Hükümetteki siyasilerin boşuna uğraştıklarını belirten Korkmazhan,  “Benim bu kişilere önerim ise her şeyi bırakında seçime gidelim yönündedir. Olmuyor yönetemiyorsunuz, memleketi bırakın hükümeti bile yönetemiyorsunuz. Başbakan Sayın Kalyoncu  koalisyonu yönetmeye çalışıyor. Şimdi bütün CTP yönetimi yatıp kalkıp Özgürgün kurultayı kaybetmesi için diye dua etmektedir. Çünkü yeni bir seçime gitmek istemiyorlar ve giderlerse kötü sonuçlar çıkacağını biliyorlar. Bu anlayış içinde olan Başbakan ve hükümetten bir şey bekleyemezsiniz. Bu hale gelen bir UBP’de artık yeni aşamalara gebedir, ya parçalanacak, ya içinden yeni oluşumlar çıkacak, ya da alternatifi oluşmaya başlayacak. Dolaysıyla bu çelişkiler parti içerisinde o kadar bir gelişti ki nereye gitse gelse yeni bir şeylere gebedir” diye konuştu.

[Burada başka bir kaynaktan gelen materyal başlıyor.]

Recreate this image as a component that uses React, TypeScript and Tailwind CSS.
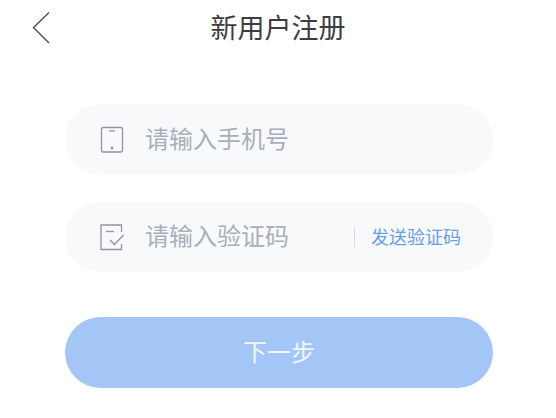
const cjk = { fontFamily: '"Noto Sans CJK SC", "Noto Sans", sans-serif' };

export default function App() {
  return (
    <div className="flex h-[418px] w-[556px] flex-col overflow-hidden bg-white" style={cjk}>
      <header className="relative flex h-[56px] shrink-0 items-center justify-center">
        <svg className="absolute left-[32px] top-[11px]" width="20" height="33" viewBox="0 0 20 33" fill="none">
          <path d="M17 1.5 L1.5 16.5 L17 32" stroke="#4d4d4d" strokeWidth="1.4" />
        </svg>
        <h1 className="mb-[4px] text-[27px] font-normal leading-none text-[#3d3d3d]">新用户注册</h1>
      </header>

      <main className="flex flex-col pl-[65px] pr-[63px] pt-[48px]">
        <div className="flex h-[71px] items-center rounded-full bg-[#f8f9fb] pl-[35px]">
          <svg width="24" height="28" viewBox="0 0 24 28" fill="none">
            <rect x="1.5" y="1.5" width="21" height="24.5" rx="1.5" stroke="#8f949d" strokeWidth="1.3" />
            <path d="M9 5 H15" stroke="#8f949d" strokeWidth="1.3" />
            <circle cx="12" cy="22" r="1.4" fill="#8f949d" />
          </svg>
          <span className="mb-[4px] ml-[21px] text-[24px] leading-none text-[#a9afba]">请输入手机号</span>
        </div>

        <div className="mt-[27px] flex h-[70px] items-center rounded-full bg-[#f8f9fb] pl-[35px] pr-[32px]">
          <svg width="26" height="28" viewBox="0 0 26 28" fill="none">
            <path d="M21.5 9 V2 H1 V26.5 H21.5 V21" stroke="#8f949d" strokeWidth="1.3" />
            <path d="M6 8.5 H14" stroke="#8f949d" strokeWidth="1.3" />
            <path d="M10 17 L14.5 21.5 L23.5 12" stroke="#8f949d" strokeWidth="1.3" />
          </svg>
          <span className="mb-[4px] ml-[19px] text-[24px] leading-none text-[#a9afba]">请输入验证码</span>
          <span className="ml-auto h-[20px] w-px bg-[#d5d8dd]" />
          <span className="mb-[2px] ml-[16px] text-[18px] leading-none text-[#6a9fe8]">发送验证码</span>
        </div>

        <button className="mt-[45px] flex h-[71px] items-center justify-center rounded-full bg-[#a3c6f7] pb-[3px] text-[24px] leading-none text-white/85">
          下一步
        </button>
      </main>
    </div>
  );
}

“Kurultaydan sonra hükümet bozulmaz”

Korkmazhan, kurultaydan sonra hükümetin bozulacağına inanmadığını vurgulayarak, “CTP-UBP hükümeti her iki taraf için de bir ihtiyaçtan kaynaklandı. Dolayısıyla Sayın Özgürgün seçilmez ve başka biri başkan olursa bu hükümeti bozacağını düşünmüyorum. Belki birtakım noktalarda yeni düzenlemelere gidebilirler, ama bu hükümetin bozulup da erken seçime gidileceğini sanmıyorum. Erken seçim şu an da paramparça olmuş UBP’nin çıkarına değildir, CTP’nin çıkarına hiç değildir. Bu koalisyonun amacı geniş tabanlı bir hükümet kuralım halka iş yaptığımızı gösterelim ve güven verelim sonrada seçime gidip tekrar kazanalımdı. 2 tarafta bu projeyi bilerek bir araya geldi. Dolayısıyla 2 tarafta bu projenin aleyhine hareket etmez, hareket ederse de 2 parti de zarar görür” dedi.